Is there an ideal kind of life that you dream about? Perhaps your ideal life consists of more money, more friends, or more time to do the things you love. Maybe the ideal life is one filled with less work and more vacations. Having the ideal life can be as simple as starting to exercise more, losing weight and becoming healthy again. Whatever kind of life you dream about having, I guarantee that it will take a little more than fate to get you there.

Many, many people believe that fate will take them where they are supposed to go. While I do believe that everything happens for a reason, I also believe that you have an important role in making your own life amazing. I believe that creating the ideal life is not so much about fate as it is about making better choices every day.

There are many ways to assist fate in making your life great. A first important step is to take time to evaluate your life and get a clear picture of where you are really at. Be careful to not idealize your current situation. Commit to being honest with yourself in this process. Look for areas of your life that are going well and look for areas that could use improvement or extra care. If you’ve left your life in the hands of fate, there is a good chance that you’ll have some work to do in the weeks and months ahead.

Once you have evaluated your life clearly, take time to consider the kind of life you really want. If fate could give you any kind of life you wanted, what would it look like? Write down everything you think of even if it seems too hard to attain.
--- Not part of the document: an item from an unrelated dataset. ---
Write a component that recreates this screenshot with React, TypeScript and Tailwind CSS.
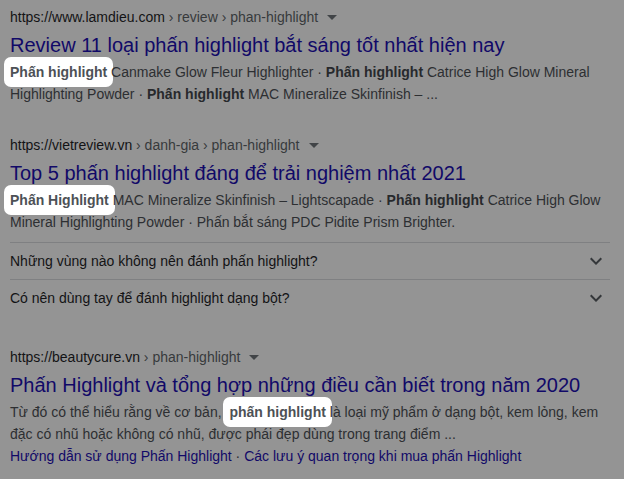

Your ideal life will not happen without intentional action. Take the description of your dream life and begin breaking it down into goals that you can work toward. If you desire to have a better job, take steps to finding a new job by looking at job postings or by inquiring at businesses in your area. The more proactive you are, the more you can cooperate with fate and change your life.

A better life is possible for every single person in the world. No matter how bad things are or how good things are for you right now, things can always get better. Work with fate instead of against it by taking action and moving toward the things you dream about. No matter what the result, your life will be richer and more full because of your pro activity.